Lines of data:
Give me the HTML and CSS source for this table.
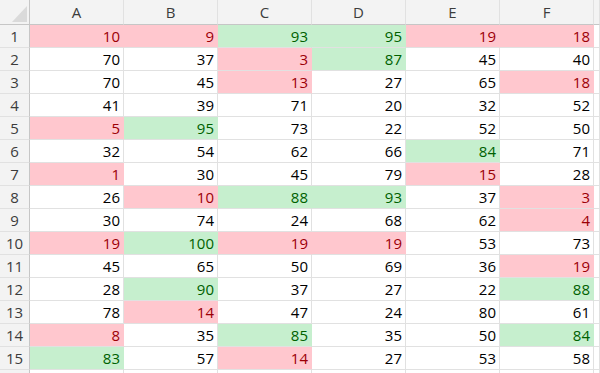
FILE: index.html
```html
<!DOCTYPE html>
<html>
<head>
<meta charset="utf-8">
<link rel="stylesheet" href="styles.css">
</head>
<body>
<div class="sheet">
  <div class="corner"><span class="tri"></span></div>
  <div class="ch">A</div><div class="ch">B</div><div class="ch">C</div><div class="ch">D</div><div class="ch">E</div><div class="ch">F</div><div class="ch"></div>

  <div class="rh">1</div><div class="c r">10</div><div class="c r">9</div><div class="c g">93</div><div class="c g">95</div><div class="c r">19</div><div class="c r">18</div><div class="c"></div>
  <div class="rh">2</div><div class="c">70</div><div class="c">37</div><div class="c r">3</div><div class="c g">87</div><div class="c">45</div><div class="c">40</div><div class="c"></div>
  <div class="rh">3</div><div class="c">70</div><div class="c">45</div><div class="c r">13</div><div class="c">27</div><div class="c">65</div><div class="c r">18</div><div class="c"></div>
  <div class="rh">4</div><div class="c">41</div><div class="c">39</div><div class="c">71</div><div class="c">20</div><div class="c">32</div><div class="c">52</div><div class="c"></div>
  <div class="rh">5</div><div class="c r">5</div><div class="c g">95</div><div class="c">73</div><div class="c">22</div><div class="c">52</div><div class="c">50</div><div class="c"></div>
  <div class="rh">6</div><div class="c">32</div><div class="c">54</div><div class="c">62</div><div class="c">66</div><div class="c g">84</div><div class="c">71</div><div class="c"></div>
  <div class="rh">7</div><div class="c r">1</div><div class="c">30</div><div class="c">45</div><div class="c">79</div><div class="c r">15</div><div class="c">28</div><div class="c"></div>
  <div class="rh">8</div><div class="c">26</div><div class="c r">10</div><div class="c g">88</div><div class="c g">93</div><div class="c">37</div><div class="c r">3</div><div class="c"></div>
  <div class="rh">9</div><div class="c">30</div><div class="c">74</div><div class="c">24</div><div class="c">68</div><div class="c">62</div><div class="c r">4</div><div class="c"></div>
  <div class="rh">10</div><div class="c r">19</div><div class="c g">100</div><div class="c r">19</div><div class="c r">19</div><div class="c">53</div><div class="c">73</div><div class="c"></div>
  <div class="rh">11</div><div class="c">45</div><div class="c">65</div><div class="c">50</div><div class="c">69</div><div class="c">36</div><div class="c r">19</div><div class="c"></div>
  <div class="rh">12</div><div class="c">28</div><div class="c g">90</div><div class="c">37</div><div class="c">27</div><div class="c">22</div><div class="c g">88</div><div class="c"></div>
  <div class="rh">13</div><div class="c">78</div><div class="c r">14</div><div class="c">47</div><div class="c">24</div><div class="c">80</div><div class="c">61</div><div class="c"></div>
  <div class="rh">14</div><div class="c r">8</div><div class="c">35</div><div class="c g">85</div><div class="c">35</div><div class="c">50</div><div class="c g">84</div><div class="c"></div>
  <div class="rh">15</div><div class="c g">83</div><div class="c">57</div><div class="c r">14</div><div class="c">27</div><div class="c">53</div><div class="c">58</div><div class="c"></div>
  <div class="rh"></div><div class="c"></div><div class="c"></div><div class="c"></div><div class="c"></div><div class="c"></div><div class="c"></div><div class="c"></div>
</div>
</body>
</html>
```
FILE: styles.css
```css
html, body {
  margin: 0;
  padding: 0;
  background: #ffffff;
  overflow: hidden;
}
.sheet {
  display: grid;
  grid-template-columns: 30px repeat(6, 94px) 1fr;
  grid-template-rows: 25px repeat(16, 23px);
  width: 600px;
  font-family: "Open Sans", "Noto Sans", sans-serif;
}
.corner {
  position: relative;
  background: #f3f3f3;
  border-right: 1px solid #c6c6c6;
  border-bottom: 1px solid #c6c6c6;
}
.tri {
  position: absolute;
  right: 2px;
  bottom: 2px;
  width: 0;
  height: 0;
  border-left: 15px solid transparent;
  border-bottom: 16px solid #dadada;
}
.ch {
  background: #f3f3f3;
  border-right: 1px solid #e1e1e1;
  border-bottom: 1px solid #c6c6c6;
  color: #3c3c3c;
  font-size: 15px;
  display: flex;
  align-items: center;
  justify-content: center;
}
.rh {
  background: #f3f3f3;
  border-right: 1px solid #c6c6c6;
  border-bottom: 1px solid #e1e1e1;
  color: #3c3c3c;
  font-size: 15px;
  display: flex;
  align-items: center;
  justify-content: center;
}
.c {
  border-right: 1px solid #e1e1e1;
  border-bottom: 1px solid #e1e1e1;
  color: #000000;
  font-size: 15px;
  display: flex;
  align-items: center;
  justify-content: flex-end;
  padding-right: 3px;
}
.c.r {
  background: #ffc7ce;
  color: #9c0006;
  border-right-color: #ffc7ce;
}
.c.g {
  background: #c6efce;
  color: #006100;
  border-right-color: #c6efce;
}
```
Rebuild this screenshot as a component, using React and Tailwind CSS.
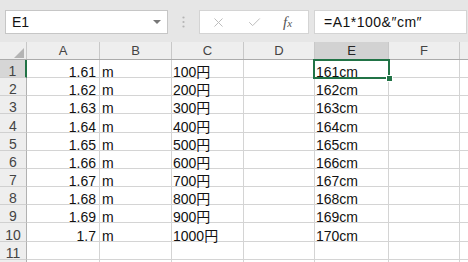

DESCRIPTION OF THE TASK: Above are the records. Identify each line that contains the word "this".

ANSWER IN FULL:
Give me the HTML and CSS source for this table.
Rebuild this screenshot as a component, using React and Tailwind CSS.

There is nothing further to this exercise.